Pseudo-Riemannian Spectral Triples for the Standard Model
Presented by Mr. Arkadiusz BOCHNIAK
Track: Theoretical Physics
The classical Connes' formulation of the Standard Model of Particle Physics based on the so-called almost-commutative Euclidean geometry is a very powerful approach that allows for many predictions which were derived using the spectral action methods and renormalization group techniques. Nevertheless, there are a lot of open problems and puzzles that have to be solved. There are several question about the mathematical structure of this theory, especially the choice for the axioms of the noncommutative spectral triple. Another problems appear when one try to generalize this construction into Lorentzian, or more generally, psuedo-Riemannian geometries. There are several inequivalent approaches but none of them is already finished.
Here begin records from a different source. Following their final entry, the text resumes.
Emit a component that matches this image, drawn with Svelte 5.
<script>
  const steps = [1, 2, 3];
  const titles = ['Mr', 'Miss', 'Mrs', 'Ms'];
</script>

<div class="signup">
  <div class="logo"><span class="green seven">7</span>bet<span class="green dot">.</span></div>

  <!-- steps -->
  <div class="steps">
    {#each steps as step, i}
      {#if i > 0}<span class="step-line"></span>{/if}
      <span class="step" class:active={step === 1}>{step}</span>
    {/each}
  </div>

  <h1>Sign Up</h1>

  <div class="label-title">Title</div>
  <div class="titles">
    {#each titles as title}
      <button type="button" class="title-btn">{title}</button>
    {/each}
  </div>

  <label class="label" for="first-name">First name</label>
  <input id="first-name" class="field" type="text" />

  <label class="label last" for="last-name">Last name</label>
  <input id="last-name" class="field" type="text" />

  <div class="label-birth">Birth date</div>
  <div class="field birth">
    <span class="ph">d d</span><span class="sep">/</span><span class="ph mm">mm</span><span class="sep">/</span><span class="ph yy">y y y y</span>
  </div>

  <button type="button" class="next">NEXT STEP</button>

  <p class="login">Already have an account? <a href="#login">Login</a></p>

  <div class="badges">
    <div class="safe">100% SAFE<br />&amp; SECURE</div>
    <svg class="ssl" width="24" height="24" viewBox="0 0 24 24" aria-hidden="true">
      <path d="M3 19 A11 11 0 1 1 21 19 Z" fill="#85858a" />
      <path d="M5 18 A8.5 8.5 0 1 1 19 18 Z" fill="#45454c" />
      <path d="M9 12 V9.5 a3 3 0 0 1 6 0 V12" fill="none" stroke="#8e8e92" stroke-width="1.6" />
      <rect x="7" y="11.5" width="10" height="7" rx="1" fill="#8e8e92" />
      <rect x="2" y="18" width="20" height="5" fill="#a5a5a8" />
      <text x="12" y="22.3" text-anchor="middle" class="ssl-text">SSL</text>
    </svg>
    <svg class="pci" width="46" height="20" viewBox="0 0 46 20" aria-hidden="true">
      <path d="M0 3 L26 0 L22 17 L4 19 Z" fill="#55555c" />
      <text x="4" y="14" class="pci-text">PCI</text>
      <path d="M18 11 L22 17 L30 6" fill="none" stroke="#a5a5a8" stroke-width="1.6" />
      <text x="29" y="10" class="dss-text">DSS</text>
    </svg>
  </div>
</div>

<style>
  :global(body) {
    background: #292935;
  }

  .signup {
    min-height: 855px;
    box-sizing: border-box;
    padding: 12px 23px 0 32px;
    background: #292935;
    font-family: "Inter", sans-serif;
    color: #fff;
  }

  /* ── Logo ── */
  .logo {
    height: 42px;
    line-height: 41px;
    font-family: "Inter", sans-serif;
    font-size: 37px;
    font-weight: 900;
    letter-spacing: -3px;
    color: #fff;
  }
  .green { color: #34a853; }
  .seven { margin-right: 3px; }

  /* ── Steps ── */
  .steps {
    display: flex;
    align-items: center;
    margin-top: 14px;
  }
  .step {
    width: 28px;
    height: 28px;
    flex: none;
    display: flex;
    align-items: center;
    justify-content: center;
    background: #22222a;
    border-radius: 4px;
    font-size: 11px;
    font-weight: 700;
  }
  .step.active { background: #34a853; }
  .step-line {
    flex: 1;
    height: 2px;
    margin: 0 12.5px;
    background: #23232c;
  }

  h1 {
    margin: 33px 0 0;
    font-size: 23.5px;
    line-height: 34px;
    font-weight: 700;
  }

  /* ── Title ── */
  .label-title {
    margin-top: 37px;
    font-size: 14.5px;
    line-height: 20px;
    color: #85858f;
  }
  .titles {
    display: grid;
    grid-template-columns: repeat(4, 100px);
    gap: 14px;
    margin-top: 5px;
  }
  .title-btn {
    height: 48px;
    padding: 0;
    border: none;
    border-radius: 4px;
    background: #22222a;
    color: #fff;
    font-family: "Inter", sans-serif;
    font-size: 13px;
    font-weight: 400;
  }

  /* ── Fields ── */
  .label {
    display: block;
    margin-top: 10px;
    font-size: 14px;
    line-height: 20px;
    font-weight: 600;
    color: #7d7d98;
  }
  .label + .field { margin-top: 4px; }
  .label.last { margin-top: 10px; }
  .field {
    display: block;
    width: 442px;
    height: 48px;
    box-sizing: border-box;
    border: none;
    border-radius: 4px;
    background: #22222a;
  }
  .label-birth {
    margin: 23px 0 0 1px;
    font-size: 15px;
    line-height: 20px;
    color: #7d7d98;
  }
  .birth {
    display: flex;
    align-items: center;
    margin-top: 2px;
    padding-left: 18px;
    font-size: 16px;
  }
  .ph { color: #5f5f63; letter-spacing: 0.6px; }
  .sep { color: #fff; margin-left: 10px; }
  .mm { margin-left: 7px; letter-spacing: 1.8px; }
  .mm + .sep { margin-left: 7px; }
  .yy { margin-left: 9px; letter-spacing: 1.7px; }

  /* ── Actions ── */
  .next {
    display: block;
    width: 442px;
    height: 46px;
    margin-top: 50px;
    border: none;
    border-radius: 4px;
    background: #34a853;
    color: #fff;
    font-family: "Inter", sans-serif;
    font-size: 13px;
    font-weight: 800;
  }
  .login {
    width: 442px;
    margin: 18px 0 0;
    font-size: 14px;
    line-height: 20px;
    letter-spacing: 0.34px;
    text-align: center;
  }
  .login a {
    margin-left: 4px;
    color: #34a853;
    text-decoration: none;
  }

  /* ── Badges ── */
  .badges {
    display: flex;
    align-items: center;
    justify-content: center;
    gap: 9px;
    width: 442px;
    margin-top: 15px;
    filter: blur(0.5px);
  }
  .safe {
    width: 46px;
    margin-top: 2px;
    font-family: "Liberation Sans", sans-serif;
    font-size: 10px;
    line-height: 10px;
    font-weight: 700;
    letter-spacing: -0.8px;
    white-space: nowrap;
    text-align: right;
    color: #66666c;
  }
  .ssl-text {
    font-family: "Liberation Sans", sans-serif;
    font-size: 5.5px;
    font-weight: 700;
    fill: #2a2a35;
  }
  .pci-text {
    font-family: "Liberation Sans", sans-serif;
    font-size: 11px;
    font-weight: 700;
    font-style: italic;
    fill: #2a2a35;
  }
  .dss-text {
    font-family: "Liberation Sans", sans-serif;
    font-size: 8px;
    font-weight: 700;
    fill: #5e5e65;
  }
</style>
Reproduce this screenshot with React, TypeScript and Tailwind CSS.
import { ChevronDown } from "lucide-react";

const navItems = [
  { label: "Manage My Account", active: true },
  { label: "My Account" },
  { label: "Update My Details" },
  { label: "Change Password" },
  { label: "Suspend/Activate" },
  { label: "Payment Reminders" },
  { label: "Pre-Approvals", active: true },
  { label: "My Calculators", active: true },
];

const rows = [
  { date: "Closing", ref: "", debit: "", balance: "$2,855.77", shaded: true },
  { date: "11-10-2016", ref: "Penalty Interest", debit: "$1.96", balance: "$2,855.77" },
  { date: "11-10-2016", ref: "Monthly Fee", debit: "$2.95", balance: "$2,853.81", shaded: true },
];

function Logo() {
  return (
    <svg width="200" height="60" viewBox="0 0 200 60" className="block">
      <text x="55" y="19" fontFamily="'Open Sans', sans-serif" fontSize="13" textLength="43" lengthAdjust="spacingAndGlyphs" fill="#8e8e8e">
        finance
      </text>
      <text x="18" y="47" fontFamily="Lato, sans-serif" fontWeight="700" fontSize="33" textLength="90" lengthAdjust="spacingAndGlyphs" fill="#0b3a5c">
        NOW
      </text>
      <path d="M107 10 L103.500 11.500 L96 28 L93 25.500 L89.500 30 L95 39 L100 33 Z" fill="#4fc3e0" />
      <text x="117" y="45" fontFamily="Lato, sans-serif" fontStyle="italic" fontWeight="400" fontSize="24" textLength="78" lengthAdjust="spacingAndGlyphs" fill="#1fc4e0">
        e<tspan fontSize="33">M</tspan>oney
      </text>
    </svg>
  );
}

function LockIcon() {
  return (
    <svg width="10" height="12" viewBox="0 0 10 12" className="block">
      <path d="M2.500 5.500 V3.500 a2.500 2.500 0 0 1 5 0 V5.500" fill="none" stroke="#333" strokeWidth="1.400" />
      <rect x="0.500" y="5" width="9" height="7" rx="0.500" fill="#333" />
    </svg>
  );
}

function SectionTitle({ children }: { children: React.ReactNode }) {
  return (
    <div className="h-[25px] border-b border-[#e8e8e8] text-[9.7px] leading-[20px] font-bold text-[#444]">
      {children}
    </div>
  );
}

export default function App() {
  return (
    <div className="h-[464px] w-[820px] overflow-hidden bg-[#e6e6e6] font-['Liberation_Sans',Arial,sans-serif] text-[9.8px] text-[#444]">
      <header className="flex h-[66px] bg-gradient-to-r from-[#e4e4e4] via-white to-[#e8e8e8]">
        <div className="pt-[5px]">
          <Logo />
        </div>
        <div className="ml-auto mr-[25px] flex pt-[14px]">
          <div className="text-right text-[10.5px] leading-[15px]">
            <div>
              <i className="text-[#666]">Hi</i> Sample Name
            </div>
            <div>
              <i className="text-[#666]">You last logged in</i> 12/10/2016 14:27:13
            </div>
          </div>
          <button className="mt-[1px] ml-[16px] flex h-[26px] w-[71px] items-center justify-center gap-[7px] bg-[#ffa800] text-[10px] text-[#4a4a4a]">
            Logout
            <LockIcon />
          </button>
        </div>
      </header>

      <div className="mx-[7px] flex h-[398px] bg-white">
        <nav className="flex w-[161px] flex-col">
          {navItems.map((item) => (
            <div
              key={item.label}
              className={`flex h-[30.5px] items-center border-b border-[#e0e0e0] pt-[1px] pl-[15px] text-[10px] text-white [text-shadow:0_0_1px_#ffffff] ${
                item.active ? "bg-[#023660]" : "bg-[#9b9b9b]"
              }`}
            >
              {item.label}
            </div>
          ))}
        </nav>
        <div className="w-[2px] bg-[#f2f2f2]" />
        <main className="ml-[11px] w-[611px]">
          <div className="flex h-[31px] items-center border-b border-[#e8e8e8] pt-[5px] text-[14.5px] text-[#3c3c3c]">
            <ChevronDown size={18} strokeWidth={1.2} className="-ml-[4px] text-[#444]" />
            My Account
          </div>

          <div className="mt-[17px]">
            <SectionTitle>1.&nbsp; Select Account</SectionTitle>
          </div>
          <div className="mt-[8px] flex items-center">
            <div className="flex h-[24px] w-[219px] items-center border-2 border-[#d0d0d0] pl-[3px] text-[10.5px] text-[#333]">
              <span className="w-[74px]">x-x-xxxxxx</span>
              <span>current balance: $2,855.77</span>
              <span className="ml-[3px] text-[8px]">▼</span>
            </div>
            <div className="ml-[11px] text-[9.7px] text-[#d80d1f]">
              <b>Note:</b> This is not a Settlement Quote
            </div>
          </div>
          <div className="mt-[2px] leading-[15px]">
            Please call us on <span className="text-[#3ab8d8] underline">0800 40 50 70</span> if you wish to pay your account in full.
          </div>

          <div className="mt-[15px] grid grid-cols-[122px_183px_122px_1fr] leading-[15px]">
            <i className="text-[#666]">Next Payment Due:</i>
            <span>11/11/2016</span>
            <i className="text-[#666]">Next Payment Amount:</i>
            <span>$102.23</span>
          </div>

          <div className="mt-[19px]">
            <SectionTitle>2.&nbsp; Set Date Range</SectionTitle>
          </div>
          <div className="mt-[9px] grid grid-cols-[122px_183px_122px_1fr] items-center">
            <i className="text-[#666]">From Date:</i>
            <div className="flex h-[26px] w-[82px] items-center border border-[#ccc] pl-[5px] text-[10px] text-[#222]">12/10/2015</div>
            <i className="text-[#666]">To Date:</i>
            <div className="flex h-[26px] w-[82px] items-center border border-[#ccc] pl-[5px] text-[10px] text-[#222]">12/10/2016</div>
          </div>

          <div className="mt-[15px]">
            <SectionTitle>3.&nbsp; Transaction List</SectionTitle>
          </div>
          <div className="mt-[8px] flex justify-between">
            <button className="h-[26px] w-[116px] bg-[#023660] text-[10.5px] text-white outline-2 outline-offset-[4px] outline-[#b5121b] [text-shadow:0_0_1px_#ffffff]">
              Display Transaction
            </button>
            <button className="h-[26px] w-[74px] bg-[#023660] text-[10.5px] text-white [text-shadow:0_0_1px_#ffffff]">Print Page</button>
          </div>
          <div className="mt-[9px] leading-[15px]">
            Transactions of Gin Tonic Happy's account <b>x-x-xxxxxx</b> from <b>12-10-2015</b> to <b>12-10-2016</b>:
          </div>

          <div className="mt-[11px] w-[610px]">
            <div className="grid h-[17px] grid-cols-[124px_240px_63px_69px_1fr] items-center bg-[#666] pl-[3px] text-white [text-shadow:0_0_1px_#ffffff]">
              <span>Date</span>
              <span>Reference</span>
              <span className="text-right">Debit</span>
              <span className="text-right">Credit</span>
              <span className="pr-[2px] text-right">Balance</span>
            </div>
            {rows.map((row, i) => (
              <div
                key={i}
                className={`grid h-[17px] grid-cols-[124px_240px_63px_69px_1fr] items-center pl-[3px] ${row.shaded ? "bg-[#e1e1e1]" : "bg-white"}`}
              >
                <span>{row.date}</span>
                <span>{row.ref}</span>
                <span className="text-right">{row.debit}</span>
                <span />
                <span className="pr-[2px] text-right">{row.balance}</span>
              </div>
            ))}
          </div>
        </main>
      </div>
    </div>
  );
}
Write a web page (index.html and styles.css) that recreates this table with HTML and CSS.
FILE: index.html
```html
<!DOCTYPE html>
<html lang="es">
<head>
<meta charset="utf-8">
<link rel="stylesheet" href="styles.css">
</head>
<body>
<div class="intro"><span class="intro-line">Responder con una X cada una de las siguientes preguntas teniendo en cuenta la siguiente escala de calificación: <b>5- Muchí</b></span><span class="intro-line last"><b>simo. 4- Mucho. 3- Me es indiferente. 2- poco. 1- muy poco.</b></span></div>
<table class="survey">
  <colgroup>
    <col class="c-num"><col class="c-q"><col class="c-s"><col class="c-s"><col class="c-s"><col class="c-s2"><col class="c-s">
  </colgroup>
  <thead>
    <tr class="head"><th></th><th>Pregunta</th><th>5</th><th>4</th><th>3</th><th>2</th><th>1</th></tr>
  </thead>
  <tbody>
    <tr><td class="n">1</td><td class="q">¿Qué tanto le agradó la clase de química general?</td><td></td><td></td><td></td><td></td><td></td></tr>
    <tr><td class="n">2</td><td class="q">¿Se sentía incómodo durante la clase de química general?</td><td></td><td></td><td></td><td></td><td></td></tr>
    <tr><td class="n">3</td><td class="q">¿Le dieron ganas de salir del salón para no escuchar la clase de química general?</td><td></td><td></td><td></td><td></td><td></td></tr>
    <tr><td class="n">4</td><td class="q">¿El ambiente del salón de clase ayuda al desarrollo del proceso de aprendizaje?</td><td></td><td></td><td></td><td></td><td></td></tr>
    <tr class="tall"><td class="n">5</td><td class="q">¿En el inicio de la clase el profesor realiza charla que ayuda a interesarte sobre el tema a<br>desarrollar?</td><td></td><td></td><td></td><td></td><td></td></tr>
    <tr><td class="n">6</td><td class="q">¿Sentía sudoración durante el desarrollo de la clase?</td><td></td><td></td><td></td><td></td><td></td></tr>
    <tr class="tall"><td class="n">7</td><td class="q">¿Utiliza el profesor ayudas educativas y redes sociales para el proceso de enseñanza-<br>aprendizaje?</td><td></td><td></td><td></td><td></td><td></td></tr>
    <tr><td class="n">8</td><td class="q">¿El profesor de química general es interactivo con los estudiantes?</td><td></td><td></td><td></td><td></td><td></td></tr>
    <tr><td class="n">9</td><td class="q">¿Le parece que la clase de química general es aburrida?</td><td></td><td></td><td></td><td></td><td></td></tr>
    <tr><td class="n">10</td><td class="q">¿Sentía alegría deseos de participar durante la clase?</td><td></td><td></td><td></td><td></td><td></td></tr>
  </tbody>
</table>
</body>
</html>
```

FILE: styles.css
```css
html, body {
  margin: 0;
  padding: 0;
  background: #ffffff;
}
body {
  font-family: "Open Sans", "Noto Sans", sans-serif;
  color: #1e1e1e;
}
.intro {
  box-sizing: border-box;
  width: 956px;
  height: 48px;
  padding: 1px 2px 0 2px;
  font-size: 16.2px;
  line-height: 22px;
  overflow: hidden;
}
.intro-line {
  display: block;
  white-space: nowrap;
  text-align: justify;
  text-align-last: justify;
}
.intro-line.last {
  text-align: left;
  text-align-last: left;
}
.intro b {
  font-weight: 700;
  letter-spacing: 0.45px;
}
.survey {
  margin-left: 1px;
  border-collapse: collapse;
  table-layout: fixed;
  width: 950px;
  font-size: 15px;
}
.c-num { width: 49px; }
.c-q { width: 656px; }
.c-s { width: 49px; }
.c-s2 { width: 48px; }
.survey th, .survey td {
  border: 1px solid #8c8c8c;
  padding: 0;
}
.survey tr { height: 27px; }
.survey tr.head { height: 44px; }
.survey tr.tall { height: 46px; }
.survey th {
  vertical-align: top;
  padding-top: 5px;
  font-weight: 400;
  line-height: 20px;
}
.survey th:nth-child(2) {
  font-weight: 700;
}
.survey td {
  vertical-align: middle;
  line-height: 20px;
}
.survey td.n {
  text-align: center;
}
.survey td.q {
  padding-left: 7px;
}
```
We propose a new notion of the finite pseudo-Riemannian spectral triples of arbitrary signature that can be applied for the finite part of the modification of the usual spectral triple proposed by Connes. It is still an open problem how to extent this construction for infinite spectral triples in such a way that the algebraic relations will be replaced by the analytical one. It is an interesting direction for future searchings.
This is work in progress and will be used as a part of my master thesis dedicated to the geometrical structure of the Standard Model and based on the reverse engineering approach.